- [Dataset section]:

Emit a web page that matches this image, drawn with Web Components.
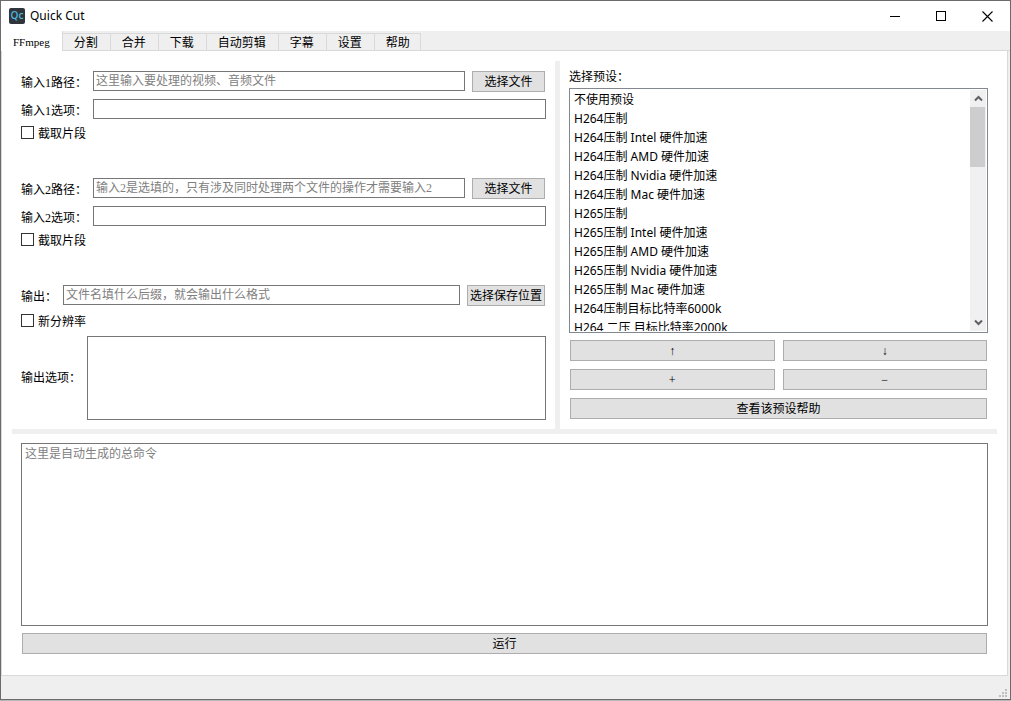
<!DOCTYPE html>
<html lang="zh-CN">
<head>
<meta charset="utf-8">
<title>Quick Cut</title>
<style>
body {
  margin: 0;
  background: #b8b8b8;
  color: #000;
  font: 12px/16px "Liberation Serif", "Noto Sans CJK SC", sans-serif;
  --font-ui: "Noto Sans", "Noto Sans CJK SC", sans-serif;
  --color-face: #efefef;
  --color-line: #d9d9d9;
  --color-field: #767676;
}
</style>
</head>
<body>
<quick-cut></quick-cut>

<script>
class TitleBar extends HTMLElement {
  constructor() {
    super();
    this.attachShadow({ mode: "open" }).innerHTML = `<style>
:host {
  display: flex;
  align-items: center;
  block-size: 30px;
  padding-inline-start: 8px;
  background: #fff;
  font-family: var(--font-ui);
}
.logo {
  display: block;
  inline-size: 16px;
  block-size: 16px;
  margin-inline-end: 5px;
}
.title {
  flex: 1;
}
button {
  display: grid;
  place-items: center;
  inline-size: 46px;
  block-size: 30px;
  padding: 0;
  border: 0;
  background: none;
}
button:hover {
  background: #e5e5e5;
}
</style>
<svg class="logo" viewBox="0 0 16 16" aria-hidden="true">
  <rect width="16" height="16" rx="2" fill="#30353c" />
  <text x="8" y="11" text-anchor="middle" font-family="Open Sans, sans-serif" font-size="10" font-weight="600" fill="#4fb8dc">Qc</text>
</svg>
<span class="title"><slot></slot></span>
<button type="button" aria-label="最小化"><svg width="11" height="11" shape-rendering="crispEdges"><path d="M0 5.5H10" stroke="#000" /></svg></button>
<button type="button" aria-label="最大化"><svg width="11" height="11" shape-rendering="crispEdges"><rect x=".5" y=".5" width="9" height="9" fill="none" stroke="#000" /></svg></button>
<button type="button" aria-label="关闭"><svg width="11" height="11"><path d="M.5 .5 10.5 10.5M10.5 .5 .5 10.5" stroke="#000" stroke-width="1.1" /></svg></button>`;
  }
}

class TabBar extends HTMLElement {
  constructor() {
    super();
    const shadowRoot = this.attachShadow({ mode: "open" });
    shadowRoot.innerHTML = `<style>
:host {
  display: flex;
  align-items: flex-end;
  block-size: 20px;
  background: linear-gradient(var(--color-line), var(--color-line)) bottom / 100% 1px no-repeat var(--color-face);
}
button {
  block-size: 18px;
  padding: 1px 12px 0 11px;
  border: solid var(--color-line);
  border-width: 1px 1px 1px 0;
  background: var(--color-face);
  color: inherit;
  font: inherit;
  line-height: 16px;
}
button:last-child {
  padding-inline: 11px 10px;
}
button[aria-selected="true"] {
  block-size: 20px;
  border-width: 0 1px 0 0;
  background: #fff;
}
button.latin {
  padding-inline: 12px;
  font-size: 11px;
}
</style>`;
    const names = this.getAttribute("tabs").split(" ");
    names.forEach((name, index) => {
      const button = document.createElement("button");
      button.type = "button";
      button.setAttribute("role", "tab");
      button.setAttribute("aria-selected", index === 0);
      button.classList.toggle("latin", /^\w+$/.test(name));
      button.textContent = name;
      button.addEventListener("click", () => this.select(button));
      shadowRoot.append(button);
    });
  }

  connectedCallback() {
    this.setAttribute("role", "tablist");
  }

  select(selected) {
    for (const button of this.shadowRoot.querySelectorAll("button")) {
      button.setAttribute("aria-selected", button === selected);
    }
  }
}

class PushButton extends HTMLElement {
  constructor() {
    super();
    this.attachShadow({ mode: "open" }).innerHTML = `<style>
:host {
  display: block;
}
button {
  display: block;
  box-sizing: border-box;
  inline-size: 100%;
  min-inline-size: 73px;
  block-size: 21px;
  padding: 2px 2px 0;
  border: 1px solid #adadad;
  background: #e1e1e1;
  color: inherit;
  font: inherit;
  line-height: 17px;
  white-space: nowrap;
}
button:hover {
  border-color: #0078d7;
  background: #e5f1fb;
}
</style>
<button type="button"><slot></slot></button>`;
  }
}

class TextField extends HTMLElement {
  constructor() {
    super();
    this.attachShadow({ mode: "open" }).innerHTML = `<style>
:host {
  display: flex;
  align-items: flex-start;
}
label {
  margin-inline-end: 6px;
  line-height: 24px;
  block-size: 20px;
  white-space: nowrap;
}
input {
  flex: 1;
  box-sizing: border-box;
  min-inline-size: 0;
  block-size: 20px;
  padding: 0 2px;
  border: 1px solid var(--color-field);
  border-radius: 0;
  background: #fff;
  font: inherit;
}
input::placeholder {
  color: #808080;
}
input:focus {
  outline: 0;
  border-color: #0078d7;
}
::slotted(*) {
  margin-inline: 7px 1px;
}
</style>
<label for="field"></label>
<input id="field" type="text">
<slot></slot>`;
  }

  connectedCallback() {
    this.shadowRoot.querySelector("label").textContent = this.getAttribute("label");
    this.shadowRoot.querySelector("input").placeholder = this.getAttribute("placeholder") || "";
  }
}

class TextBox extends HTMLElement {
  constructor() {
    super();
    this.attachShadow({ mode: "open" }).innerHTML = `<style>
:host {
  display: flex;
  align-items: center;
}
label {
  margin-inline-end: 6px;
  white-space: nowrap;
}
label:empty {
  display: none;
}
textarea {
  flex: 1;
  align-self: stretch;
  box-sizing: border-box;
  min-inline-size: 0;
  min-block-size: 84px;
  padding: 2px 3px;
  border: 1px solid var(--color-field);
  background: #fff;
  font: inherit;
  resize: none;
}
textarea::placeholder {
  color: #808080;
}
textarea:focus {
  outline: 0;
  border-color: #0078d7;
}
</style>
<label for="box"></label>
<textarea id="box"></textarea>`;
  }

  connectedCallback() {
    const textarea = this.shadowRoot.querySelector("textarea");
    const label = this.getAttribute("label") || "";
    this.shadowRoot.querySelector("label").textContent = label;
    textarea.placeholder = this.getAttribute("placeholder") || "";
    if (!label) {
      textarea.setAttribute("aria-label", textarea.placeholder);
    }
  }
}

class CheckOption extends HTMLElement {
  constructor() {
    super();
    this.attachShadow({ mode: "open" }).innerHTML = `<style>
:host {
  display: flex;
}
label {
  display: flex;
  align-items: flex-start;
  gap: 4px;
  block-size: 14px;
  line-height: 16px;
}
input {
  appearance: none;
  display: grid;
  place-items: center;
  box-sizing: border-box;
  inline-size: 13px;
  block-size: 13px;
  margin: 0;
  border: 1px solid #333;
  background: #fff;
}
input:checked::before {
  content: "";
  inline-size: 7px;
  block-size: 3px;
  border: solid #333;
  border-width: 0 0 1px 1px;
  transform: rotate(-45deg);
}
</style>
<label><input type="checkbox"><slot></slot></label>`;
  }
}

class MediaSource extends HTMLElement {
  constructor() {
    super();
    const number = this.getAttribute("number");
    const placeholder = this.getAttribute("placeholder");
    this.attachShadow({ mode: "open" }).innerHTML = `<style>
:host {
  display: flex;
  flex-direction: column;
  gap: 7px;
}
</style>
<text-field label="输入${number}路径：" placeholder="${placeholder}"><push-button>选择文件</push-button></text-field>
<text-field label="输入${number}选项："></text-field>
<check-option>截取片段</check-option>`;
  }
}

const presets = [
  "不使用预设",
  "H264压制",
  "H264压制 Intel 硬件加速",
  "H264压制 AMD 硬件加速",
  "H264压制 Nvidia 硬件加速",
  "H264压制 Mac 硬件加速",
  "H265压制",
  "H265压制 Intel 硬件加速",
  "H265压制 AMD 硬件加速",
  "H265压制 Nvidia 硬件加速",
  "H265压制 Mac 硬件加速",
  "H264压制目标比特率6000k",
  "H264 二压 目标比特率2000k",
];

class PresetList extends HTMLElement {
  constructor() {
    super();
    this.attachShadow({ mode: "open" }).innerHTML = `<style>
:host {
  display: flex;
  flex-direction: column;
  gap: 3px;
}
.list {
  flex: 1;
  display: flex;
  padding: 1px;
  border: 1px solid #828790;
  background: #fff;
}
select {
  flex: 1;
  min-inline-size: 0;
  block-size: auto;
  padding: 0;
  border: 0;
  border-radius: 0;
  outline: 0;
  background: #fff;
  font: 12px/19px var(--font-ui);
  scrollbar-width: none;
}
option {
  block-size: 19px;
  min-block-size: 19px;
  padding: 0 3px;
  color: #000;
  line-height: 19px;
}
.scroll {
  display: flex;
  flex-direction: column;
  inline-size: 16px;
  background: #f0f0f0;
}
.scroll button {
  display: grid;
  place-items: center;
  block-size: 17px;
  padding: 0;
  border: 0;
  background: none;
}
.track {
  flex: 1;
}
.thumb {
  inline-size: 15px;
  block-size: 60px;
  background: #cdcdcd;
}
</style>
<label for="presets">选择预设：</label>
<div class="list">
  <select id="presets" size="12">${presets.map((name) => `<option>${name}</option>`).join("")}</select>
  <div class="scroll">
    <button class="up" type="button" tabindex="-1" aria-label="向上滚动"><svg width="9" height="7"><path d="M1 5.5 4.5 2 8 5.5" fill="none" stroke="#606060" stroke-width="2" /></svg></button>
    <div class="track"><div class="thumb"></div></div>
    <button class="down" type="button" tabindex="-1" aria-label="向下滚动"><svg width="9" height="7"><path d="M1 1.5 4.5 5 8 1.5" fill="none" stroke="#606060" stroke-width="2" /></svg></button>
  </div>
</div>`;
  }

  connectedCallback() {
    const { shadowRoot } = this;
    const select = shadowRoot.querySelector("select");
    shadowRoot.querySelector(".up").addEventListener("click", () => select.scrollBy(0, -19));
    shadowRoot.querySelector(".down").addEventListener("click", () => select.scrollBy(0, 19));
  }
}

class QuickCut extends HTMLElement {
  constructor() {
    super();
    this.attachShadow({ mode: "open" }).innerHTML = `<style>
:host {
  display: flex;
  flex-direction: column;
  box-sizing: border-box;
  min-block-size: calc(100vh - 1px);
  border: 1px solid #6b6b6b;
  background: var(--color-face);
}
main {
  flex: 1;
  display: flex;
  flex-direction: column;
  margin-inline-end: 2px;
  padding: 10px;
  border: solid var(--color-line);
  border-width: 0 1px 1px;
  background: #fff;
}
.top {
  display: grid;
  grid-template-columns: minmax(0, 543fr) 5px minmax(0, 437fr);
}
.divider {
  background: var(--color-face);
}
hr {
  inline-size: 100%;
  block-size: 5px;
  margin: 0;
  border: 0;
  background: var(--color-face);
}
.sources {
  display: flex;
  flex-direction: column;
  gap: 38px;
  padding: 10px 9px 9px;
}
.output {
  flex: 1;
  display: flex;
  flex-direction: column;
  gap: 8px;
}
.output text-box {
  flex: 1;
}
.presets {
  display: flex;
  flex-direction: column;
  gap: 7px;
  padding: 8px 9px 10px;
}
preset-list {
  flex: 1;
}
.actions {
  display: grid;
  grid-template-columns: 1fr 1fr;
  gap: 8px;
  margin-inline: 1px;
}
.wide {
  grid-column: 1 / -1;
}
.command {
  flex: 1;
  display: flex;
  flex-direction: column;
  gap: 7px;
  padding: 9px 9px 11px;
}
.command text-box {
  flex: 1;
}
.command push-button {
  margin-inline: 1px;
}
footer {
  display: flex;
  align-items: flex-end;
  justify-content: flex-end;
  block-size: 23px;
}
footer svg {
  display: block;
  margin: 2px 3px;
}
</style>
<title-bar>Quick Cut</title-bar>
<tab-bar tabs="FFmpeg 分割 合并 下载 自动剪辑 字幕 设置 帮助"></tab-bar>
<main>
  <div class="top">
    <section class="sources">
      <media-source number="1" placeholder="这里输入要处理的视频、音频文件"></media-source>
      <media-source number="2" placeholder="输入2是选填的，只有涉及同时处理两个文件的操作才需要输入2"></media-source>
      <div class="output">
        <text-field label="输出：" placeholder="文件名填什么后缀，就会输出什么格式"><push-button>选择保存位置</push-button></text-field>
        <check-option>新分辨率</check-option>
        <text-box label="输出选项："></text-box>
      </div>
    </section>
    <div class="divider"></div>
    <section class="presets">
      <preset-list></preset-list>
      <div class="actions">
        <push-button>↑</push-button>
        <push-button>↓</push-button>
        <push-button>+</push-button>
        <push-button>−</push-button>
        <push-button class="wide">查看该预设帮助</push-button>
      </div>
    </section>
  </div>
  <hr>
  <section class="command">
    <text-box placeholder="这里是自动生成的总命令"></text-box>
    <push-button>运行</push-button>
  </section>
</main>
<footer>
  <svg width="8" height="8" fill="#bfbfbf" aria-hidden="true"><path d="M6 0h2v2h-2zM3 3h2v2h-2zM6 3h2v2h-2zM0 6h2v2h-2zM3 6h2v2h-2zM6 6h2v2h-2z" /></svg>
</footer>`;
  }
}

customElements.define("title-bar", TitleBar);
customElements.define("tab-bar", TabBar);
customElements.define("push-button", PushButton);
customElements.define("text-field", TextField);
customElements.define("text-box", TextBox);
customElements.define("check-option", CheckOption);
customElements.define("media-source", MediaSource);
customElements.define("preset-list", PresetList);
customElements.define("quick-cut", QuickCut);
</script>
</body>
</html>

- [What you are asked to do]: Begin at the first line of the data above and repeat each line exactly, stopping after the line containing "<quick-cut></quick-cut>". Omit the pictures.

- [Exercise result]:
Emit a web page that matches this image, drawn with Web Components.
<!DOCTYPE html>
<html lang="zh-CN">
<head>
<meta charset="utf-8">
<title>Quick Cut</title>
<style>
body {
  margin: 0;
  background: #b8b8b8;
  color: #000;
  font: 12px/16px "Liberation Serif", "Noto Sans CJK SC", sans-serif;
  --font-ui: "Noto Sans", "Noto Sans CJK SC", sans-serif;
  --color-face: #efefef;
  --color-line: #d9d9d9;
  --color-field: #767676;
}
</style>
</head>
<body>
<quick-cut></quick-cut>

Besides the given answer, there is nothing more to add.